Deepening Canada-Brazil ties under Bolsonaro
South of Honduras, elections in Latin America’s largest country saw the far-right Jair Bolsonaro come to power in what was a stunning endorsement of his well-documented sexism, racism, homophobia and nostalgia for Brazil’s dictatorship years. Just weeks into his presidency, Brazil has already seen a rollback of policies spanning women’s rights, environmental protections, Indigenous rights and more.
While Freeland’s statement following the October election was terse, it offered no criticisms, and instead pledged hope for the maintenance of “strong bilateral ties between the two countries.”
This collaboration was evident on Jan. 23, the day of Guaidó’s declaration as interim president, when several countries from the Lima group announced their endorsement of the Venezuelan leader from the World Economic Forum in Davos, Switzerland. Freeland stood alongside Bolsonaro, as well as Colombia’s President Iván Duque and Peru’s Vice President Mercedes Aráoz, as they shared their recognition on behalf of the alliance one by one.
Last month, Prime Minister Justin Trudeau sidestepped a question about his support of Bolsonaro at a town hall meeting, where he defended Ottawa’s policies towards Venezuela, Global News reported.
Canada’s current alliance with Brazil is preceded by its support of the government of Michel Temer, the most unpopular president in Brazil’s history, who came to power in 2016 after the impeachment of President Dilma Rousseff, which was widely regarded as a coup by many in Brazil.
Canada-Brazil relations soured under Rousseff when documents leaked by whistleblower Edward Snowden indicated that the Communications Security Establishment Canada had been surveying the Brazilian Ministry of Mines and Energy. The more than 40 Canadian mining companies active in Brazil then were shortly put under suspicion.
According to Francescone, there are currently 70 Canadian-owned mining projects in Brazil, including that of the Belo Sun Mining Company, which has been mired in controversy with regards to its Volta Grande project, which is expected to become Brazil’s largest gold mine.
“We’re particularly concerned about (the election of) Bolsonaro because he has been talking about deregulations that may open up the door for environmental disasters,” said Francescone. “We’re concerned about Canadian mining interests … under Bolsonaro.”

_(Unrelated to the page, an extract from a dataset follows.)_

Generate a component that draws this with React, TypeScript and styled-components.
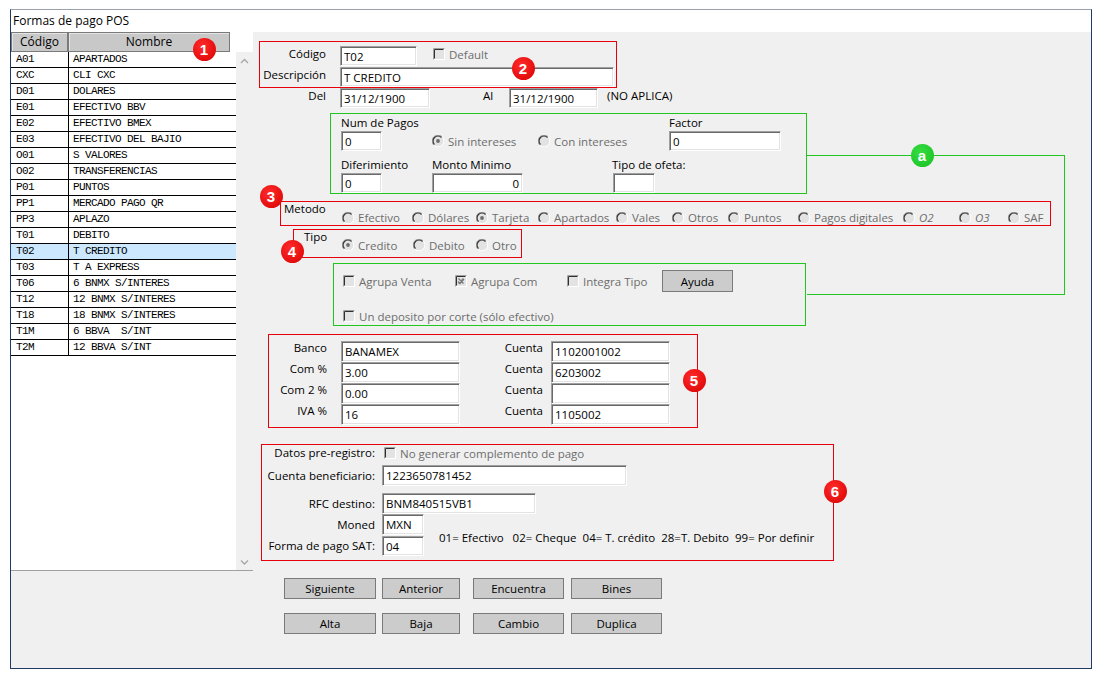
import { Fragment } from "react";
import styled, { createGlobalStyle } from "styled-components";

const GlobalStyle = createGlobalStyle`
  html, body {
    margin: 0;
    padding: 0;
    background: #ffffff;
  }
  body {
    font-family: "Open Sans", "Liberation Sans", sans-serif;
    font-size: 11.5px;
    color: #000000;
  }
  * {
    box-sizing: border-box;
  }
`;

const Window = styled.div`
  position: relative;
  margin: 9px 0 0 10px;
  width: 1082px;
  height: 660px;
  border: 1px solid #1f3b63;
  border-top-color: #9aa3ad;
  display: flex;
  flex-direction: column;
`;

const TitleBar = styled.div`
  height: 22px;
  line-height: 21px;
  padding-left: 2px;
  font-size: 12px;
  background: #ffffff;
`;

const Body = styled.div`
  flex: 1;
  display: flex;
  align-items: flex-start;
  background: #f0f0f0;
`;

/* ---------- left list ---------- */

const ListPanel = styled.div`
  width: 242px;
  height: 539px;
  background: #ffffff;
  display: flex;
  flex-direction: column;
  border-bottom: 1px solid #a0a0a0;
`;

const HeadRow = styled.div`
  display: flex;
  height: 20px;
`;

const HeadCell = styled.div<{ $w: number }>`
  width: ${(p) => p.$w}px;
  background: #c8c8c8;
  border: 1px solid #7a7a7a;
  box-shadow: inset 1px 1px 0 #e4e4e4;
  text-align: center;
  line-height: 18px;
  font-size: 12px;
`;

const ListBody = styled.div`
  flex: 1;
  display: flex;
`;

const Rows = styled.div`
  width: 225px;
`;

const Row = styled.div<{ $selected?: boolean }>`
  display: grid;
  grid-template-columns: 57px 1fr;
  height: 16px;
  border-bottom: 1px solid #000000;
  background: ${(p) => (p.$selected ? "#cce8ff" : "#ffffff")};
  font-family: "Liberation Mono", monospace;
  font-size: 11px;
  letter-spacing: -0.6px;
  line-height: 15px;
`;

const Cell = styled.div`
  padding-left: 5px;
  white-space: pre;
  & + & {
    border-left: 1px solid #000000;
    padding-left: 4px;
  }
`;

const ScrollTrack = styled.div`
  width: 17px;
  display: flex;
  flex-direction: column;
  justify-content: space-between;
  align-items: center;
  padding: 6px 0 5px;
  background: #f0f0f0;
`;

/* ---------- form ---------- */

const Form = styled.div`
  flex: 1;
  display: flex;
  flex-direction: column;
  align-items: flex-start;
`;

const RedBox = styled.div`
  border: 1px solid #e8000b;
`;

const GreenBox = styled.div`
  border: 1px solid #1fc71f;
`;

const Label = styled.span<{ $w?: number; $right?: boolean; $muted?: boolean; $italic?: boolean }>`
  flex: none;
  display: inline-block;
  width: ${(p) => (p.$w ? `${p.$w}px` : "auto")};
  text-align: ${(p) => (p.$right ? "right" : "left")};
  color: ${(p) => (p.$muted ? "#6d6d6d" : "#000000")};
  font-style: ${(p) => (p.$italic ? "italic" : "normal")};
  line-height: 16px;
  white-space: pre;
`;

const TextBox = styled.input<{ $w: number; $h?: number; $right?: boolean }>`
  flex: none;
  width: ${(p) => p.$w}px;
  height: ${(p) => p.$h ?? 20}px;
  margin: 0;
  padding: 0 3px;
  border: 1px solid;
  border-color: #a0a0a0 #ffffff #ffffff #a0a0a0;
  box-shadow: inset 1px 1px 0 #696969, inset -1px -1px 0 #e3e3e3;
  background: #ffffff;
  font: inherit;
  color: #000000;
  text-align: ${(p) => (p.$right ? "right" : "left")};
  outline: none;
`;

const CodeBox = styled(RedBox)`
  margin: 9px 0 0 6px;
  width: 358px;
  padding-top: 4px;
  display: flex;
  flex-direction: column;
  gap: 1px;
`;

const FieldRow = styled.div<{ $gap?: number }>`
  display: flex;
  align-items: flex-start;
  gap: ${(p) => p.$gap ?? 14}px;
`;

const DateRow = styled.div`
  display: flex;
  align-items: flex-start;
`;

const Spacer = styled.span<{ $w: number }>`
  flex: none;
  width: ${(p) => p.$w}px;
`;

const CreditBox = styled(GreenBox)`
  margin: 5px 0 0 77px;
  width: 477px;
  height: 81px;
  padding: 1px 0 0 10px;
`;

const CreditGrid = styled.div<{ $cols: string; $top?: number }>`
  display: grid;
  grid-template-columns: ${(p) => p.$cols};
  align-items: end;
  margin-top: ${(p) => p.$top ?? 0}px;
`;

const Stack = styled.div<{ $indent?: number }>`
  display: flex;
  flex-direction: column;
  align-items: flex-start;
  input {
    margin-left: ${(p) => p.$indent ?? 0}px;
  }
`;

const MethodBox = styled(RedBox)`
  margin: 7px 0 0 27px;
  width: 771px;
  height: 25px;
  padding-left: 3px;
  display: flex;
  align-items: flex-start;
  ${Label} {
    line-height: 14px;
  }
`;

const TypeBox = styled(RedBox)`
  margin: 3px 0 0 40px;
  width: 229px;
  height: 29px;
  padding-left: 10px;
  display: flex;
  align-items: flex-start;
  ${Label} {
    line-height: 14px;
  }
`;

const OptionGroup = styled.div<{ $top: number }>`
  display: flex;
  margin-top: ${(p) => p.$top}px;
`;

const Option = styled.label<{ $w?: number; $h?: number }>`
  flex: none;
  display: flex;
  align-items: center;
  gap: 4px;
  width: ${(p) => (p.$w ? `${p.$w}px` : "auto")};
  height: ${(p) => p.$h ?? 14}px;
  color: #6d6d6d;
  white-space: nowrap;
  svg {
    flex: none;
  }
`;

const OptionsBox = styled(GreenBox)`
  margin: 5px 0 0 80px;
  width: 473px;
  height: 63px;
  padding: 6px 0 0 9px;
`;

const OptionsLine = styled.div<{ $top?: number }>`
  display: flex;
  align-items: center;
  height: 22px;
  margin-top: ${(p) => p.$top ?? 0}px;
`;

const WinButton = styled.button<{ $w: number; $h?: number; $ml?: number }>`
  flex: none;
  width: ${(p) => p.$w}px;
  height: ${(p) => p.$h ?? 21}px;
  margin: 0 0 0 ${(p) => p.$ml ?? 0}px;
  padding: 0;
  background: #cccccc;
  border: 1px solid #7a7a7a;
  font: inherit;
  color: #000000;
`;

const BankBox = styled(RedBox)`
  margin: 8px 0 0 15px;
  width: 430px;
  height: 94px;
  padding: 6px 0 0 0;
  display: grid;
  grid-template-columns: 72px 119px 91px 119px;
  grid-auto-rows: 21px;
  ${Label} {
    line-height: 13px;
  }
`;

const GridLabel = styled(Label)<{ $pr: number }>`
  padding-right: ${(p) => p.$pr}px;
  align-self: start;
`;

const SatBox = styled(RedBox)`
  margin: 16px 0 0 8px;
  width: 573px;
  height: 117px;
  display: flex;
  flex-direction: column;
`;

const SatRow = styled.div<{ $top?: number }>`
  display: flex;
  align-items: center;
  margin-top: ${(p) => p.$top ?? 0}px;
`;

const SatLabel = styled(Label)`
  width: 120px;
  padding-right: 7px;
  text-align: right;
`;

const SatSplit = styled.div`
  display: flex;
  align-items: center;
`;

const SatColumn = styled.div`
  display: flex;
  flex-direction: column;
  gap: 1px;
`;

const Legend = styled.span`
  margin: 4px 0 0 15px;
  white-space: pre;
`;

const ButtonRow = styled.div<{ $top: number }>`
  display: flex;
  margin: ${(p) => p.$top}px 0 0 31px;
`;

/* ---------- annotations ---------- */

const Badge = styled.div<{ $x: number; $y: number; $green?: boolean }>`
  position: absolute;
  left: ${(p) => p.$x - 22.5}px;
  top: ${(p) => p.$y - 21.5}px;
  width: 23px;
  height: 23px;
  border-radius: 50%;
  background: ${(p) =>
    p.$green
      ? "radial-gradient(circle at 40% 35%, #36dc3f, #17c024)"
      : "radial-gradient(circle at 40% 35%, #ff2b2b, #d90000)"};
  color: #ffffff;
  font-family: "Liberation Sans", Arial, sans-serif;
  font-weight: bold;
  font-size: 15px;
  line-height: 23px;
  text-align: center;
`;

const Connector = styled.div`
  position: absolute;
  left: 796px;
  top: 145px;
  width: 258px;
  height: 140px;
  border: 1px solid #1fc71f;
  border-left: none;
`;

function RadioMark({ on }: { on?: boolean }) {
  return (
    <svg width="12" height="12" viewBox="0 0 12 12">
      <circle cx="6" cy="6" r="5.5" fill="#e3e3e3" />
      <path d="M10.2 1.8 A5.9 5.9 0 0 0 1.8 10.2" fill="none" stroke="#a0a0a0" strokeWidth="1" />
      <path d="M9.5 2.5 A4.9 4.9 0 0 0 2.5 9.5" fill="none" stroke="#303030" strokeWidth="1.1" />
      <path d="M1.8 10.2 A5.9 5.9 0 0 0 10.2 1.8" fill="none" stroke="#ffffff" strokeWidth="1" />
      {on && <circle cx="6" cy="6" r="1.9" fill="#6d6d6d" />}
    </svg>
  );
}

function CheckMark({ on }: { on?: boolean }) {
  return (
    <svg width="12" height="12" viewBox="0 0 12 12">
      <rect x="0" y="0" width="12" height="12" fill="#ffffff" />
      <rect x="1" y="1" width="10" height="10" fill="#e3e3e3" />
      <path d="M0.5 11.5 V0.5 H11.5" fill="none" stroke="#a0a0a0" />
      <path d="M1.5 10.5 V1.5 H10.5" fill="none" stroke="#303030" />
      {on && <path d="M3.5 3.5 L8.5 8.5 M8.5 3.5 L3.5 8.5 M3 6.5 L5 8.5 L9 4" fill="none" stroke="#7a7a7a" strokeWidth="1.3" />}
    </svg>
  );
}

function Chevron({ down }: { down?: boolean }) {
  return (
    <svg width="9" height="6" viewBox="0 0 9 6">
      <path d={down ? "M1 1.5 L4.5 5 L8 1.5" : "M1 5 L4.5 1.5 L8 5"} fill="none" stroke="#a6a6a6" strokeWidth="1.3" />
    </svg>
  );
}

interface IPayment {
  code: string;
  name: string;
}

const payments: IPayment[] = [
  { code: "A01", name: "APARTADOS" },
  { code: "CXC", name: "CLI CXC" },
  { code: "D01", name: "DOLARES" },
  { code: "E01", name: "EFECTIVO BBV" },
  { code: "E02", name: "EFECTIVO BMEX" },
  { code: "E03", name: "EFECTIVO DEL BAJIO" },
  { code: "O01", name: "S VALORES" },
  { code: "O02", name: "TRANSFERENCIAS" },
  { code: "P01", name: "PUNTOS" },
  { code: "PP1", name: "MERCADO PAGO QR" },
  { code: "PP3", name: "APLAZO" },
  { code: "T01", name: "DEBITO" },
  { code: "T02", name: "T CREDITO" },
  { code: "T03", name: "T A EXPRESS" },
  { code: "T06", name: "6 BNMX S/INTERES" },
  { code: "T12", name: "12 BNMX S/INTERES" },
  { code: "T18", name: "18 BNMX S/INTERES" },
  { code: "T1M", name: "6 BBVA  S/INT" },
  { code: "T2M", name: "12 BBVA S/INT" },
];

const methods: { label: string; w?: number; on?: boolean; italic?: boolean }[] = [
  { label: "Efectivo", w: 70 },
  { label: "Dólares", w: 64 },
  { label: "Tarjeta", w: 62, on: true },
  { label: "Apartados", w: 78 },
  { label: "Vales", w: 56 },
  { label: "Otros", w: 56 },
  { label: "Puntos", w: 70 },
  { label: "Pagos digitales", w: 105 },
  { label: "O2", w: 56, italic: true },
  { label: "O3", w: 49, italic: true },
  { label: "SAF" },
];

const bank = [
  { label: "Banco", value: "BANAMEX", account: "1102001002" },
  { label: "Com %", value: "3.00", account: "6203002" },
  { label: "Com 2 %", value: "0.00", account: "" },
  { label: "IVA %", value: "16", account: "1105002" },
];

function App() {
  return (
    <>
      <GlobalStyle />
      <Window>
        <TitleBar>Formas de pago POS</TitleBar>
        <Body>
          <ListPanel>
            <HeadRow>
              <HeadCell $w={57}>Código</HeadCell>
              <HeadCell $w={162}>Nombre</HeadCell>
            </HeadRow>
            <ListBody>
              <Rows>
                {payments.map((p) => (
                  <Row key={p.code} $selected={p.code === "T02"}>
                    <Cell>{p.code}</Cell>
                    <Cell>{p.name}</Cell>
                  </Row>
                ))}
              </Rows>
              <ScrollTrack>
                <Chevron />
                <Chevron down />
              </ScrollTrack>
            </ListBody>
          </ListPanel>

          <Form>
            <CodeBox>
              <FieldRow>
                <Label $w={66} $right>Código</Label>
                <TextBox readOnly value="T02" $w={77} />
                <Option $h={16} style={{ marginLeft: 2 }}>
                  <CheckMark />
                  Default
                </Option>
              </FieldRow>
              <FieldRow>
                <Label $w={66} $right>Descripción</Label>
                <TextBox readOnly value="T CREDITO" $w={274} />
              </FieldRow>
            </CodeBox>

            <DateRow>
              <Label $w={73} $right>Del</Label>
              <Spacer $w={14} />
              <TextBox readOnly value="31/12/1900" $w={90} />
              <Spacer $w={53} />
              <Label $w={26}>Al</Label>
              <TextBox readOnly value="31/12/1900" $w={89} />
              <Spacer $w={9} />
              <Label>(NO APLICA)</Label>
            </DateRow>

            <CreditBox>
              <CreditGrid $cols="91px 106px 131px 1fr">
                <Stack>
                  <Label>Num de Pagos</Label>
                  <TextBox readOnly value="0" $w={41} />
                </Stack>
                <Option $h={20}>
                  <RadioMark on />
                  Sin intereses
                </Option>
                <Option $h={20}>
                  <RadioMark />
                  Con intereses
                </Option>
                <Stack>
                  <Label>Factor</Label>
                  <TextBox readOnly value="0" $w={112} />
                </Stack>
              </CreditGrid>
              <CreditGrid $cols="91px 180px 1fr" $top={6}>
                <Stack>
                  <Label>Diferimiento</Label>
                  <TextBox readOnly value="0" $w={41} />
                </Stack>
                <Stack>
                  <Label>Monto Minimo</Label>
                  <TextBox readOnly value="0" $w={91} $right />
                </Stack>
                <Stack $indent={1}>
                  <Label>Tipo de ofeta:</Label>
                  <TextBox readOnly value="" $w={42} />
                </Stack>
              </CreditGrid>
            </CreditBox>

            <MethodBox>
              <Label $w={58}>Metodo</Label>
              <OptionGroup $top={9}>
                {methods.map((m) => (
                  <Option key={m.label} $w={m.w}>
                    <RadioMark on={m.on} />
                    <Label $muted $italic={m.italic}>{m.label}</Label>
                  </Option>
                ))}
              </OptionGroup>
            </MethodBox>

            <TypeBox>
              <Label $w={38}>Tipo</Label>
              <OptionGroup $top={8}>
                <Option $w={71}>
                  <RadioMark on />
                  Credito
                </Option>
                <Option $w={63}>
                  <RadioMark />
                  Debito
                </Option>
                <Option>
                  <RadioMark />
                  Otro
                </Option>
              </OptionGroup>
            </TypeBox>

            <OptionsBox>
              <OptionsLine>
                <Option $w={112}>
                  <CheckMark />
                  Agrupa Venta
                </Option>
                <Option $w={112}>
                  <CheckMark on />
                  Agrupa Com
                </Option>
                <Option $w={95}>
                  <CheckMark />
                  Integra Tipo
                </Option>
                <WinButton $w={71} $h={22}>Ayuda</WinButton>
              </OptionsLine>
              <OptionsLine $top={13}>
                <Option>
                  <CheckMark />
                  Un deposito por corte (sólo efectivo)
                </Option>
              </OptionsLine>
            </OptionsBox>

            <BankBox>
              {bank.map((b) => (
                <Fragment key={b.label}>
                  <GridLabel $right $pr={14}>{b.label}</GridLabel>
                  <TextBox readOnly value={b.value} $w={119} $h={21} />
                  <GridLabel $right $pr={8}>Cuenta</GridLabel>
                  <TextBox readOnly value={b.account} $w={119} $h={21} />
                </Fragment>
              ))}
            </BankBox>

            <SatBox>
              <SatRow>
                <SatLabel>Datos pre-registro:</SatLabel>
                <Option $h={16} style={{ marginLeft: 2 }}>
                  <CheckMark />
                  No generar complemento de pago
                </Option>
              </SatRow>
              <SatRow $top={4}>
                <SatLabel>Cuenta beneficiario:</SatLabel>
                <TextBox readOnly value="1223650781452" $w={245} $h={21} />
              </SatRow>
              <SatRow $top={7}>
                <SatLabel>RFC destino:</SatLabel>
                <TextBox readOnly value="BNM840515VB1" $w={154} $h={21} />
              </SatRow>
              <SatSplit>
                <SatColumn>
                  <SatRow>
                    <SatLabel>Moned</SatLabel>
                    <TextBox readOnly value="MXN" $w={42} $h={21} />
                  </SatRow>
                  <SatRow>
                    <SatLabel>Forma de pago SAT:</SatLabel>
                    <TextBox readOnly value="04" $w={42} $h={20} />
                  </SatRow>
                </SatColumn>
                <Legend>01= Efectivo   02= Cheque  04= T. crédito  28=T. Debito  99= Por definir</Legend>
              </SatSplit>
            </SatBox>

            <ButtonRow $top={17}>
              <WinButton $w={92}>Siguiente</WinButton>
              <WinButton $w={78} $ml={6}>Anterior</WinButton>
              <WinButton $w={91} $ml={13}>Encuentra</WinButton>
              <WinButton $w={91} $ml={7}>Bines</WinButton>
            </ButtonRow>
            <ButtonRow $top={14}>
              <WinButton $w={92}>Alta</WinButton>
              <WinButton $w={78} $ml={6}>Baja</WinButton>
              <WinButton $w={91} $ml={13}>Cambio</WinButton>
              <WinButton $w={91} $ml={7}>Duplica</WinButton>
            </ButtonRow>
          </Form>
        </Body>

        <Connector />
        <Badge $x={204} $y={49}>1</Badge>
        <Badge $x={523} $y={68}>2</Badge>
        <Badge $x={271} $y={196}>3</Badge>
        <Badge $x={292} $y={251}>4</Badge>
        <Badge $x={694} $y={380}>5</Badge>
        <Badge $x={835} $y={491}>6</Badge>
        <Badge $x={922} $y={155} $green>a</Badge>
      </Window>
    </>
  );
}

export default App;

This year’s Prospectors and Developers Association of Canada convention — the Canadian mining industry’s largest annual convention — to be held in Toronto in March will feature a whole day on Brazil. This, Francescone explained, is a pretty good indicator of the industry’s priorities in the upcoming year.
As CBC’s Chris Arsenault made clear in his report following Bolsonaro’s election, “losses for the Amazon rainforest under Bolsonaro could spell big gains for Canadian investors.”
Another ‘right-wing coup’ in Latin America
As Canada continues to rack up support for its position through diplomatic means, a rising consciousness — both within and outside the country — is questioning the Liberal government’s true motives. While Canada’s history in Latin America hardly rivals that of the United States, its decades-long economic ties and emerging alliances are raising new questions.
For de Zayas, who was once a Douglas McKay Brown Chair in Human Rights at the University of British Columbia, Canada’s actions are “an absolute disgrace, a moral debacle.”
“I fail to understand why Canada is supporting yet another right-wing coup in Latin America, and why it is giving aid and comfort to Mr. Trump,” he stated.
“The only way out of the crisis is through international mediation and dialogue. That is what both the UN Secretary General António Guterres and the High Commissioner for Human Rights Michelle Bachelet want,” he continued. “They do not condone regime change imposed by the U.S. and a handful of rich countries.”
For Pagliccia, who calls both Canada and Venezuela home, Canada’s intervention is highly misplaced.
“It is a shame to see Canada do this.”